**Work to be completed**. Repeat the material verbatim and drop the pictures.

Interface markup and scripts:

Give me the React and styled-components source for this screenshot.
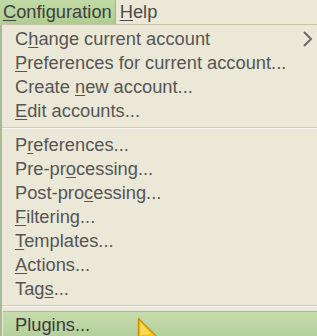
import React from 'react';
import styled, { createGlobalStyle } from 'styled-components';

const GlobalStyle = createGlobalStyle`
  html, body {
    margin: 0;
    padding: 0;
    background: #ece8d8;
    overflow: hidden;
  }
  body {
    font-family: "Liberation Sans", Arial, sans-serif;
  }
`;

const Screen = styled.div`
  position: relative;
  width: 317px;
  height: 336px;
  background: #ece8d8;
  overflow: hidden;
`;

const MenuBar = styled.div`
  display: flex;
  height: 24px;
  border-bottom: 1px solid #cbc4a9;
  background: #ece8d8;
`;

const BarItem = styled.div`
  display: flex;
  align-items: center;
  height: 24px;
  padding: 0 3px 0 3px;
  margin-right: 1px;
  font-size: 18.3px;
  color: #4a4a4a;
  box-sizing: border-box;
  white-space: pre;
  ${p => p.active && `
    background: linear-gradient(#c2dba6, #aecd91);
    border-right: 1px solid #9fb88a;
    padding-right: 3px;
    color: #3f3f3f;
  `}
`;

const Menu = styled.div`
  display: flex;
  flex-direction: column;
  border-left: 2px solid #a9b994;
  background: #ece8d8;
  padding-top: 2px;
`;

const Item = styled.div`
  position: relative;
  display: flex;
  align-items: center;
  height: 24px;
  padding-left: 13px;
  font-size: 18.3px;
  color: #555555;
  white-space: pre;
  ${p => p.active && `
    margin-left: 1px;
    padding-left: 12px;
    background: linear-gradient(#c6dcae, #b3cf98);
    border-top: 1px solid #a7b99a;
    height: 25px;
    color: #3c3c3c;
  `}
`;

const Ul = styled.span`
  text-decoration: underline;
  text-underline-offset: 2px;
  text-decoration-thickness: 1px;
`;

const Separator = styled.div`
  height: 2px;
  margin: 4px 0 4px 0;
  border-top: 1px solid #d3cdb8;
  border-bottom: 1px solid #f6f4ec;
  box-sizing: border-box;
`;

const Arrow = styled.svg`
  position: absolute;
  right: 2px;
  top: 4px;
`;

const Cursor = styled.svg`
  position: absolute;
  left: 137px;
  top: 317px;
`;

const label = (text, idx) =>
  idx < 0 ? <span>{text}</span> : (
    <span>
      {text.slice(0, idx)}
      <Ul>{text[idx]}</Ul>
      {text.slice(idx + 1)}
    </span>
  );

const group1 = [
  ['Change current account', 1, true],
  ['Preferences for current account...', 0],
  ['Create new account...', 7],
  ['Edit accounts...', 0],
];

const group2 = [
  ['Preferences...', 1],
  ['Pre-processing...', 6],
  ['Post-processing...', 8],
  ['Filtering...', 0],
  ['Templates...', 0],
  ['Actions...', 0],
  ['Tags...', 3],
];

export default function App() {
  return (
    <Screen>
      <GlobalStyle />
      <MenuBar>
        <BarItem active>{label('Configuration', 0)}</BarItem>
        <BarItem>{label('Help', 0)}</BarItem>
      </MenuBar>
      <Menu>
        {group1.map(([t, i, sub]) => (
          <Item key={t}>
            {label(t, i)}
            {sub && (
              <Arrow width="14" height="16" viewBox="0 0 14 16">
                <path d="M3 1 L10 8 L3 15" fill="none" stroke="#6a6a6a" strokeWidth="2" />
              </Arrow>
            )}
          </Item>
        ))}
        <Separator />
        {group2.map(([t, i]) => (
          <Item key={t}>{label(t, i)}</Item>
        ))}
        <Separator />
        <Item active>{label('Plugins...', -1)}</Item>
      </Menu>
      <Cursor width="24" height="24" viewBox="0 0 24 24">
        <path d="M1.5 1.5 L1.5 22 L20 20 Z" fill="#f4c21a" stroke="#c58d06" strokeWidth="1.2" strokeLinejoin="round" />
        <path d="M3.5 5 L3.5 18 L14 17 Z" fill="#fde37a" opacity="0.7" />
      </Cursor>
    </Screen>
  );
}
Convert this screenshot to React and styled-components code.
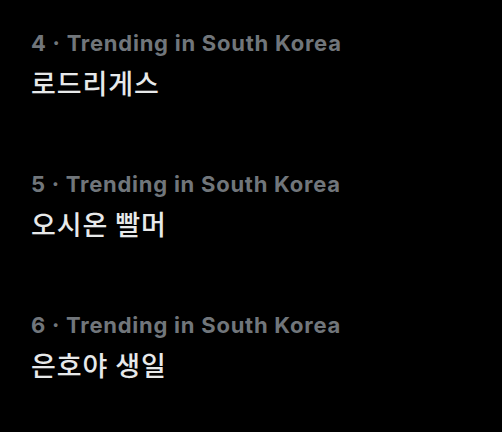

**Finished exercise**.
Give me the React and styled-components source for this screenshot.
import React from 'react';
import styled, { createGlobalStyle } from 'styled-components';

const GlobalStyle = createGlobalStyle`
  html, body {
    margin: 0;
    padding: 0;
    background: #ece8d8;
    overflow: hidden;
  }
  body {
    font-family: "Liberation Sans", Arial, sans-serif;
  }
`;

const Screen = styled.div`
  position: relative;
  width: 317px;
  height: 336px;
  background: #ece8d8;
  overflow: hidden;
`;

const MenuBar = styled.div`
  display: flex;
  height: 24px;
  border-bottom: 1px solid #cbc4a9;
  background: #ece8d8;
`;

const BarItem = styled.div`
  display: flex;
  align-items: center;
  height: 24px;
  padding: 0 3px 0 3px;
  margin-right: 1px;
  font-size: 18.3px;
  color: #4a4a4a;
  box-sizing: border-box;
  white-space: pre;
  ${p => p.active && `
    background: linear-gradient(#c2dba6, #aecd91);
    border-right: 1px solid #9fb88a;
    padding-right: 3px;
    color: #3f3f3f;
  `}
`;

const Menu = styled.div`
  display: flex;
  flex-direction: column;
  border-left: 2px solid #a9b994;
  background: #ece8d8;
  padding-top: 2px;
`;

const Item = styled.div`
  position: relative;
  display: flex;
  align-items: center;
  height: 24px;
  padding-left: 13px;
  font-size: 18.3px;
  color: #555555;
  white-space: pre;
  ${p => p.active && `
    margin-left: 1px;
    padding-left: 12px;
    background: linear-gradient(#c6dcae, #b3cf98);
    border-top: 1px solid #a7b99a;
    height: 25px;
    color: #3c3c3c;
  `}
`;

const Ul = styled.span`
  text-decoration: underline;
  text-underline-offset: 2px;
  text-decoration-thickness: 1px;
`;

const Separator = styled.div`
  height: 2px;
  margin: 4px 0 4px 0;
  border-top: 1px solid #d3cdb8;
  border-bottom: 1px solid #f6f4ec;
  box-sizing: border-box;
`;

const Arrow = styled.svg`
  position: absolute;
  right: 2px;
  top: 4px;
`;

const Cursor = styled.svg`
  position: absolute;
  left: 137px;
  top: 317px;
`;

const label = (text, idx) =>
  idx < 0 ? <span>{text}</span> : (
    <span>
      {text.slice(0, idx)}
      <Ul>{text[idx]}</Ul>
      {text.slice(idx + 1)}
    </span>
  );

const group1 = [
  ['Change current account', 1, true],
  ['Preferences for current account...', 0],
  ['Create new account...', 7],
  ['Edit accounts...', 0],
];

const group2 = [
  ['Preferences...', 1],
  ['Pre-processing...', 6],
  ['Post-processing...', 8],
  ['Filtering...', 0],
  ['Templates...', 0],
  ['Actions...', 0],
  ['Tags...', 3],
];

export default function App() {
  return (
    <Screen>
      <GlobalStyle />
      <MenuBar>
        <BarItem active>{label('Configuration', 0)}</BarItem>
        <BarItem>{label('Help', 0)}</BarItem>
      </MenuBar>
      <Menu>
        {group1.map(([t, i, sub]) => (
          <Item key={t}>
            {label(t, i)}
            {sub && (
              <Arrow width="14" height="16" viewBox="0 0 14 16">
                <path d="M3 1 L10 8 L3 15" fill="none" stroke="#6a6a6a" strokeWidth="2" />
              </Arrow>
            )}
          </Item>
        ))}
        <Separator />
        {group2.map(([t, i]) => (
          <Item key={t}>{label(t, i)}</Item>
        ))}
        <Separator />
        <Item active>{label('Plugins...', -1)}</Item>
      </Menu>
      <Cursor width="24" height="24" viewBox="0 0 24 24">
        <path d="M1.5 1.5 L1.5 22 L20 20 Z" fill="#f4c21a" stroke="#c58d06" strokeWidth="1.2" strokeLinejoin="round" />
        <path d="M3.5 5 L3.5 18 L14 17 Z" fill="#fde37a" opacity="0.7" />
      </Cursor>
    </Screen>
  );
}
Convert this screenshot to React and styled-components code.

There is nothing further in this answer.